**** DATA SHOWN
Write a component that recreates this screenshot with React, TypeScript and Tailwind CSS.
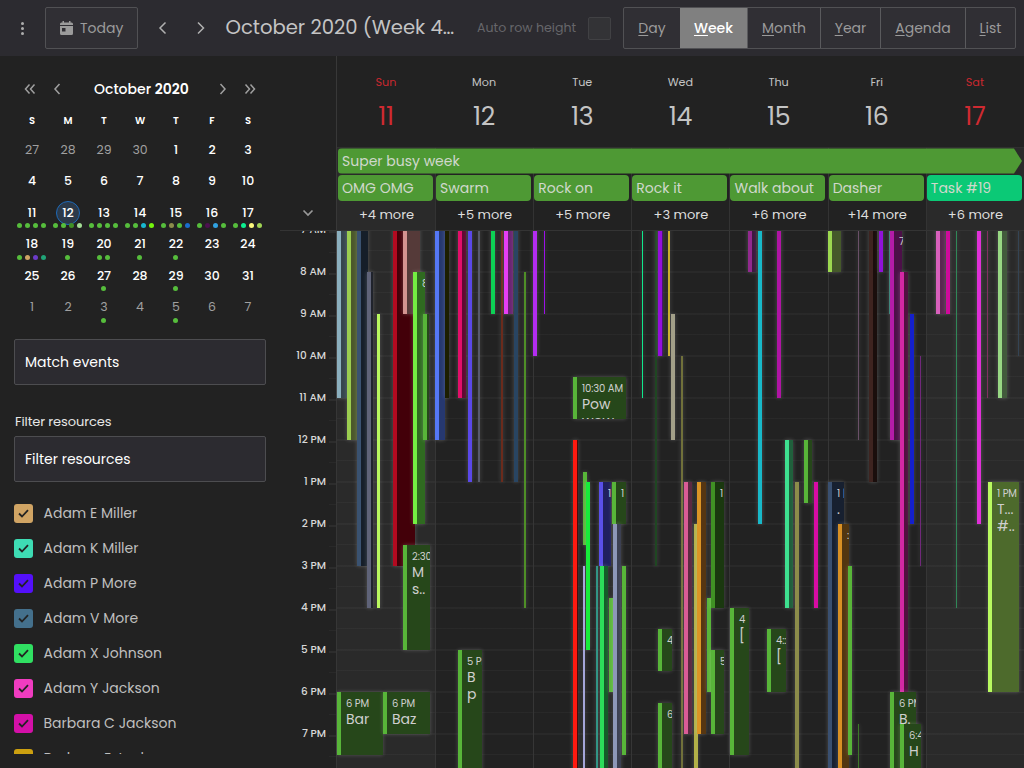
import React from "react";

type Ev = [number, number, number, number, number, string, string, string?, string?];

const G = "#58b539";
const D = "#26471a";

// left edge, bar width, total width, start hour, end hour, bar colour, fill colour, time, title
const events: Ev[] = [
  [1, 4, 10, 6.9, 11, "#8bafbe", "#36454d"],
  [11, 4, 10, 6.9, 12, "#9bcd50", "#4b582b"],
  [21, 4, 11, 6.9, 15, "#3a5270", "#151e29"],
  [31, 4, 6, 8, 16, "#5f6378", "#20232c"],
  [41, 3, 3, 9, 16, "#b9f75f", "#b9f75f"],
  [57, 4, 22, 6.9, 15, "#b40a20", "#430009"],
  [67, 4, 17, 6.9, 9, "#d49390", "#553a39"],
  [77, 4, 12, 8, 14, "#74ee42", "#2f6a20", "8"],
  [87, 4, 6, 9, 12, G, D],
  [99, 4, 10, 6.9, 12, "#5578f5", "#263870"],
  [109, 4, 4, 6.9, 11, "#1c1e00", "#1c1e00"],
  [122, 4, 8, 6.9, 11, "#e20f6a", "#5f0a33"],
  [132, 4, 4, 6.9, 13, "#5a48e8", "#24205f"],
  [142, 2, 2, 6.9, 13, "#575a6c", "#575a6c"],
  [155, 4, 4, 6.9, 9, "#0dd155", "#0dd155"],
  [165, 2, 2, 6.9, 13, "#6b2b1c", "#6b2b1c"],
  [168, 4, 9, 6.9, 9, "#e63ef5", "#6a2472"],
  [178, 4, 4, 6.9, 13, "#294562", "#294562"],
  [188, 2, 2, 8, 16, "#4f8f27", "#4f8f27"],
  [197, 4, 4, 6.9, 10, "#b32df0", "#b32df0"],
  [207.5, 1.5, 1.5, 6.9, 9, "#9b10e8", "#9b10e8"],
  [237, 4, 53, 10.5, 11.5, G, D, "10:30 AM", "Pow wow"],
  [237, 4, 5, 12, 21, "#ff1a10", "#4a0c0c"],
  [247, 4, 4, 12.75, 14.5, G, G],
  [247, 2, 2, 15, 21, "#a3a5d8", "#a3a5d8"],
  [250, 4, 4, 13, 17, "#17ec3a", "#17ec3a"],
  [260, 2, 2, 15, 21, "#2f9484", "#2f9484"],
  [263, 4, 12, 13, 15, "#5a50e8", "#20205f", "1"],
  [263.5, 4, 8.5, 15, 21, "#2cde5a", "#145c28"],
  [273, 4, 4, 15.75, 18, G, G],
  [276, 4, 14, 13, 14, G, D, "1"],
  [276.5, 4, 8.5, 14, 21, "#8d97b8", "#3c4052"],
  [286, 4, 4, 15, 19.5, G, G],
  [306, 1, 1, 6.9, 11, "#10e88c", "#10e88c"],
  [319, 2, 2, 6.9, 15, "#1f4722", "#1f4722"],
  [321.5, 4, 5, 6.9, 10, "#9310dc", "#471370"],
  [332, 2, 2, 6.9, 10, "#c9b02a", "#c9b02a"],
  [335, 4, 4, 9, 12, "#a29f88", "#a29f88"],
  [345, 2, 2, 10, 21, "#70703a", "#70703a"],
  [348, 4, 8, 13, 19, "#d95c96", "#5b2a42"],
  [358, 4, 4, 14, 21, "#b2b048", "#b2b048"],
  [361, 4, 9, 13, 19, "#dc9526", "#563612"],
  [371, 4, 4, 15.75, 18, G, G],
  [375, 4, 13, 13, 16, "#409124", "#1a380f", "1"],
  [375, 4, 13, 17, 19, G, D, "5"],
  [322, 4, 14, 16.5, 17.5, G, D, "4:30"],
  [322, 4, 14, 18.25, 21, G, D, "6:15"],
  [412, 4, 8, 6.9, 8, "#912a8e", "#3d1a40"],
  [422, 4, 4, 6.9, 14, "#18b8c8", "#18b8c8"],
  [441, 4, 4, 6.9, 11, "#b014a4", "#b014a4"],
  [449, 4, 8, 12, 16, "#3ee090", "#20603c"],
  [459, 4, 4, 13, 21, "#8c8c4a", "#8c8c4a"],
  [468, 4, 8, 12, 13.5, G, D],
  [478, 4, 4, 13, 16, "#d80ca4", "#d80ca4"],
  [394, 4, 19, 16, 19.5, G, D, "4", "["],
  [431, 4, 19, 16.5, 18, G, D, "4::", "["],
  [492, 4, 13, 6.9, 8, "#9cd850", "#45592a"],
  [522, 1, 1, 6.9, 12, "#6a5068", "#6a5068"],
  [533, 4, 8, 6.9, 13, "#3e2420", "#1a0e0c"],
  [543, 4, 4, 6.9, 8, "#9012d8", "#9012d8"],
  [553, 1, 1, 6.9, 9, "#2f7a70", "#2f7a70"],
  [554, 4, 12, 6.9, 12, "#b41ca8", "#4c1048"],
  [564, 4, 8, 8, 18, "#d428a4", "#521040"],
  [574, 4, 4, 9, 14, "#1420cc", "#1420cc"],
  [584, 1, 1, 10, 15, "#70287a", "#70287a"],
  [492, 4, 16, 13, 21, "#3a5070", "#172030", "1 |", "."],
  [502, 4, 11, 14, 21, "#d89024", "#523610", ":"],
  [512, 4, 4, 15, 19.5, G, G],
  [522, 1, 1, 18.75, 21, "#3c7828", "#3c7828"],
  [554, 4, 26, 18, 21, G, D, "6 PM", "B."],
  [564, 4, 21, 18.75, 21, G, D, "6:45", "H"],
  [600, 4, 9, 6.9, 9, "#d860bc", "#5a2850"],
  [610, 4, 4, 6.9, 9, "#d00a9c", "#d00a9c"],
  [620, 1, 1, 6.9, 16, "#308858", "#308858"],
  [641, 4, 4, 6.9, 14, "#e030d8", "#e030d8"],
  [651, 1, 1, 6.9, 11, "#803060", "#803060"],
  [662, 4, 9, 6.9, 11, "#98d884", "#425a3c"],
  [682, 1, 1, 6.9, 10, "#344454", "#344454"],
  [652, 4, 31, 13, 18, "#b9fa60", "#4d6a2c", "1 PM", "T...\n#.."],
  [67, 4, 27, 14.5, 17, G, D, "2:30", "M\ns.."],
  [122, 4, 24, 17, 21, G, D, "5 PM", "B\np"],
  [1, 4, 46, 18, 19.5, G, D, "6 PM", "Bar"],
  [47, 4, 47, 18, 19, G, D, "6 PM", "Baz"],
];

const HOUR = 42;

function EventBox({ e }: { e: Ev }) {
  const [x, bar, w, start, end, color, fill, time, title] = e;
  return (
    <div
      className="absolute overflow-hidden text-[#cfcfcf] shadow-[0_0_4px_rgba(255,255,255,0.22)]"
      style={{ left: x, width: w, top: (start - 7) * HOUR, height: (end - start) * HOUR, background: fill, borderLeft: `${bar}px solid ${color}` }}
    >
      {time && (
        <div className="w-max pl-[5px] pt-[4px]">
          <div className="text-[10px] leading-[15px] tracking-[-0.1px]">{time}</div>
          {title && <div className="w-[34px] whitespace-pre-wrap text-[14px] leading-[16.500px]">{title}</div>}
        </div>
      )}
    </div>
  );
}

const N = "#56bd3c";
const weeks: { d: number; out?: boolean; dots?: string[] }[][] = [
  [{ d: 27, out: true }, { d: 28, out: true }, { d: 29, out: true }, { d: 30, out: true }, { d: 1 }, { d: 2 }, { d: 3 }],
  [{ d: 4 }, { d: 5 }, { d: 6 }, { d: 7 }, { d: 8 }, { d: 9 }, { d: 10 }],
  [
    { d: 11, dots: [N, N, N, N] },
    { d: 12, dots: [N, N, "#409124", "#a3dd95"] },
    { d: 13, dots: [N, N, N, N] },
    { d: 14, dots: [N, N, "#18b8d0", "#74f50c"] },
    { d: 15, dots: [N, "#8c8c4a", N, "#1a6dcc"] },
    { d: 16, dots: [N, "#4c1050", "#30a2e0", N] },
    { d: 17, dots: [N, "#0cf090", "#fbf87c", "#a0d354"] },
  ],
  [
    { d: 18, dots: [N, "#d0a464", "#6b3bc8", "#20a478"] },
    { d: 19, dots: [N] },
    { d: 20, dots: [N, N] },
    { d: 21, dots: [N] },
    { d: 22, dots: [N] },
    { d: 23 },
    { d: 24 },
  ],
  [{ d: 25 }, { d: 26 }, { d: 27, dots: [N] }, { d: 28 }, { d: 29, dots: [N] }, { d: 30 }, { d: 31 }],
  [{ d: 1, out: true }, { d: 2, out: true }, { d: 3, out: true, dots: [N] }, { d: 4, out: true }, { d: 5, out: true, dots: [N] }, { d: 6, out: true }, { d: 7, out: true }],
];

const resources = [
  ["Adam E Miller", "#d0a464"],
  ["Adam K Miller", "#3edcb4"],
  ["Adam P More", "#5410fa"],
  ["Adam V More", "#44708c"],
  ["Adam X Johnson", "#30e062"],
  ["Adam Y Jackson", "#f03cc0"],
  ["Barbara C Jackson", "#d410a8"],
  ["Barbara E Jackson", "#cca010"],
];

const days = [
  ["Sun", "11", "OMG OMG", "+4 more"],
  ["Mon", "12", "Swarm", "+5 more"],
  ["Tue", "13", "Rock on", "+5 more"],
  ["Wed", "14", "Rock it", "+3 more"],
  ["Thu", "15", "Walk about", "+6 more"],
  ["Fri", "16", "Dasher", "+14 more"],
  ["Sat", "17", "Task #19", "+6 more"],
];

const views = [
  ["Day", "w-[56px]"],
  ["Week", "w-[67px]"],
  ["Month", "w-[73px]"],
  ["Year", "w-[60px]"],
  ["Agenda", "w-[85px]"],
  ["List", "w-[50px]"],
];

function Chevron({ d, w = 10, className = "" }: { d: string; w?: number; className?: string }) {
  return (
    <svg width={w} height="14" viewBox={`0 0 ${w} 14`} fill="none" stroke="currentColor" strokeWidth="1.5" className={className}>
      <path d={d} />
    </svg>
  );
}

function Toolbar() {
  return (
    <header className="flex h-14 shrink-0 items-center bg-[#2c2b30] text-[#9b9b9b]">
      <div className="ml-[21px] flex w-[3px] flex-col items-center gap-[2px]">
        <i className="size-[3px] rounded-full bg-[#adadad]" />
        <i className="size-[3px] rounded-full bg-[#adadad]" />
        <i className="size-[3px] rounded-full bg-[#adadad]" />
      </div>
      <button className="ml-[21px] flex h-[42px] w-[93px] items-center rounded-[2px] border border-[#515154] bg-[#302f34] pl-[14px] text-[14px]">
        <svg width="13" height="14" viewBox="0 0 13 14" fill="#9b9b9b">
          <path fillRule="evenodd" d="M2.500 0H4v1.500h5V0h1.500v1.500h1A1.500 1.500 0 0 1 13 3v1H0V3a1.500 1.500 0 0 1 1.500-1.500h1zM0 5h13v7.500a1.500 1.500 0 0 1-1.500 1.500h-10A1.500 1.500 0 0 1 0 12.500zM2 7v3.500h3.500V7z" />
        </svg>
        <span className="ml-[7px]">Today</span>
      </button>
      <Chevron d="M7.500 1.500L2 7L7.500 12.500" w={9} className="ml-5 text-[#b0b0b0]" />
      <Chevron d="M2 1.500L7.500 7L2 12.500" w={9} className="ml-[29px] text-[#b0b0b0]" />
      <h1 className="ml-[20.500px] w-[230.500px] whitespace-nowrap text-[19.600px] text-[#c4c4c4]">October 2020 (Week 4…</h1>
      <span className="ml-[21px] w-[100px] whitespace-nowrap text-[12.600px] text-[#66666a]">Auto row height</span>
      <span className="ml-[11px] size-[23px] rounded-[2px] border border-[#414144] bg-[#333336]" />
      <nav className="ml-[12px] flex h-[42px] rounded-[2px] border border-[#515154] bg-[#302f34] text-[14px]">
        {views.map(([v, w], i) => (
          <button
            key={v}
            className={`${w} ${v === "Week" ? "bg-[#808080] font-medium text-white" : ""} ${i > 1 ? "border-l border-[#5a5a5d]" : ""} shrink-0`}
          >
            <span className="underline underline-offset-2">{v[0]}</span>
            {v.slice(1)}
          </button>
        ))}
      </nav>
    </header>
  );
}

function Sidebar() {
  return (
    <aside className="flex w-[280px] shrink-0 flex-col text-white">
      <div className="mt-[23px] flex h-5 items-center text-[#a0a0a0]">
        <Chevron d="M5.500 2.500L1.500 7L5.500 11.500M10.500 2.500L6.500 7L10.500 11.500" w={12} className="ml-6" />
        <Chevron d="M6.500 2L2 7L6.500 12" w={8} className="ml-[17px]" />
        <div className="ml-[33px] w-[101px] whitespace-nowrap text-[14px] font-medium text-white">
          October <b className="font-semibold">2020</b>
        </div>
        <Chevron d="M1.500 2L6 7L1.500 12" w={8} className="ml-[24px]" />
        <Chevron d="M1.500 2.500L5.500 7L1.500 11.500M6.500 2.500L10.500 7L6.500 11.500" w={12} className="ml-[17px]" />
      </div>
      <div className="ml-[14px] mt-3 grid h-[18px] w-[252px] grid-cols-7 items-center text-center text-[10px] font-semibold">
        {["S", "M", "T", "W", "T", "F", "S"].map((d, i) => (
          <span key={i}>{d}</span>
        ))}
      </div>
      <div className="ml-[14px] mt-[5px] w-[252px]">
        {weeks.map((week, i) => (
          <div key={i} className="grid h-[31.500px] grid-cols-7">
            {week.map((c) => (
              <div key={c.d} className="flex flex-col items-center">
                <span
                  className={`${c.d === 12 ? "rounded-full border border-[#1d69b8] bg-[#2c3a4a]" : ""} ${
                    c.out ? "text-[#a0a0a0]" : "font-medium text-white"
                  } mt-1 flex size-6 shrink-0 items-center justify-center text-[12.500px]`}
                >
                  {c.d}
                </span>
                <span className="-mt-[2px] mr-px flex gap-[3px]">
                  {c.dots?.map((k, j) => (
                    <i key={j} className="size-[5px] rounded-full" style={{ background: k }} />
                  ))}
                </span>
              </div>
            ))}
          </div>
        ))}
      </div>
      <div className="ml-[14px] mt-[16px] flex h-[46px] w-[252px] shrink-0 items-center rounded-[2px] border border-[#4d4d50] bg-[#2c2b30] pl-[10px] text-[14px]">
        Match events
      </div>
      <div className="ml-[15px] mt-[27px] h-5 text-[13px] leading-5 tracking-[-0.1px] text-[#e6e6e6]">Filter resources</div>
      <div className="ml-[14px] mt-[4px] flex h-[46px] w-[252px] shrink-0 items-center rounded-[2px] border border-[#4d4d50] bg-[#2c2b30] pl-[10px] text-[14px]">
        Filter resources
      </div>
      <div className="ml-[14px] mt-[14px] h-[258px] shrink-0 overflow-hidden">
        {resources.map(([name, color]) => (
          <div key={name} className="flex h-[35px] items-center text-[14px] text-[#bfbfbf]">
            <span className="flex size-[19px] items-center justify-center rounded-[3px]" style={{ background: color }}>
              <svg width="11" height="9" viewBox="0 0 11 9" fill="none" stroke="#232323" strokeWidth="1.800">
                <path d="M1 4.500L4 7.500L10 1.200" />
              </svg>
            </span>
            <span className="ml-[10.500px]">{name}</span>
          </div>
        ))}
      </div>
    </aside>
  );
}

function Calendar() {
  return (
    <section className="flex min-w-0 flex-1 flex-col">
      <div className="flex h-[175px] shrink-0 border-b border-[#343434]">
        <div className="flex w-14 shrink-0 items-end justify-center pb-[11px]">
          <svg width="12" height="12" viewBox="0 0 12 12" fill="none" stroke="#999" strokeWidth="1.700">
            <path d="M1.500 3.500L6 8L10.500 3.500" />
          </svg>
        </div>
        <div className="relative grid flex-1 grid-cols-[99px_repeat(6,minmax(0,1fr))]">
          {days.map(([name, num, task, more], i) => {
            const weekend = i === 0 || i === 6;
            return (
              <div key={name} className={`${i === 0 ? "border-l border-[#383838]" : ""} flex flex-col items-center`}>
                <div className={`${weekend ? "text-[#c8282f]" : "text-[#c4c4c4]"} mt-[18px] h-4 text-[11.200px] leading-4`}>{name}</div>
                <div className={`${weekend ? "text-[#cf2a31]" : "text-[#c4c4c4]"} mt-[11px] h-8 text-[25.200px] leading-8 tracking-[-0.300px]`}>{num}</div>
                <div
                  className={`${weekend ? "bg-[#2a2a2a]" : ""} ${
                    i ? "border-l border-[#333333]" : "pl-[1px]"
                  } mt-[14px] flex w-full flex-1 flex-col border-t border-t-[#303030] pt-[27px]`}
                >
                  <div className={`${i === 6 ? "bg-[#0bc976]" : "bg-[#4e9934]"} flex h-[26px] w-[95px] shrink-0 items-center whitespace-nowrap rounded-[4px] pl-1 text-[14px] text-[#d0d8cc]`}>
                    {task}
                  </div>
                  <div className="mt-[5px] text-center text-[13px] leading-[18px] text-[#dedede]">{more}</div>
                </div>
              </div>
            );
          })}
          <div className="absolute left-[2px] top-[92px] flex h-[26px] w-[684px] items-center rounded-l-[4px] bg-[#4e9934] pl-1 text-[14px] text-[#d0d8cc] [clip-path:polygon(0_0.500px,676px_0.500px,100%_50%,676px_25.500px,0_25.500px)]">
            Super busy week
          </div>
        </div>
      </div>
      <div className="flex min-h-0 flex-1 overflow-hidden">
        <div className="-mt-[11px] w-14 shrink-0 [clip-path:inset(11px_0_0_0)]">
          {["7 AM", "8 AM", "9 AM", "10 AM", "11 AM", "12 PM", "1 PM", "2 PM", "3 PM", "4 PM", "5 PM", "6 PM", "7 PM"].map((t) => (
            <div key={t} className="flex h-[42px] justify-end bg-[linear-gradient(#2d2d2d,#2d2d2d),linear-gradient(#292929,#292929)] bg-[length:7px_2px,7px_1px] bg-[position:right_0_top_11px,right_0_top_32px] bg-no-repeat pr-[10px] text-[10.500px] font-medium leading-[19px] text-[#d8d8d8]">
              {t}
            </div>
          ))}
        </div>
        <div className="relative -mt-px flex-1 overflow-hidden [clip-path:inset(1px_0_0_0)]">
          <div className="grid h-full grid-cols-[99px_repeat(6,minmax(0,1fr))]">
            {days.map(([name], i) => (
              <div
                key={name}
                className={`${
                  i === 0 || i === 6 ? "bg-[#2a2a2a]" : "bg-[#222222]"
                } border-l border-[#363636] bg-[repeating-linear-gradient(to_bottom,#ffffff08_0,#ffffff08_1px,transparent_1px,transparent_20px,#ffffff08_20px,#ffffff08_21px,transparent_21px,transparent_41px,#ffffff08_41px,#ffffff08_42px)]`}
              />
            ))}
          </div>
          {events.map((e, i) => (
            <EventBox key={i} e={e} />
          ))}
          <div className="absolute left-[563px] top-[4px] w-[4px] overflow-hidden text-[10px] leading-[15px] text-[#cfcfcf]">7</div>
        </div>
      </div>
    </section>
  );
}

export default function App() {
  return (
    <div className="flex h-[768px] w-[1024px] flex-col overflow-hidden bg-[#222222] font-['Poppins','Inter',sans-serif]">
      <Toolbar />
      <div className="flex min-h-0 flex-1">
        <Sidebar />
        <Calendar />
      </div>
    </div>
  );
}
********
== WHAT IS ASKED ==
Return all lines with the word "React" in them.

== RESPONSE TO THIS EXERCISE ==
Write a component that recreates this screenshot with React, TypeScript and Tailwind CSS.
import React from "react";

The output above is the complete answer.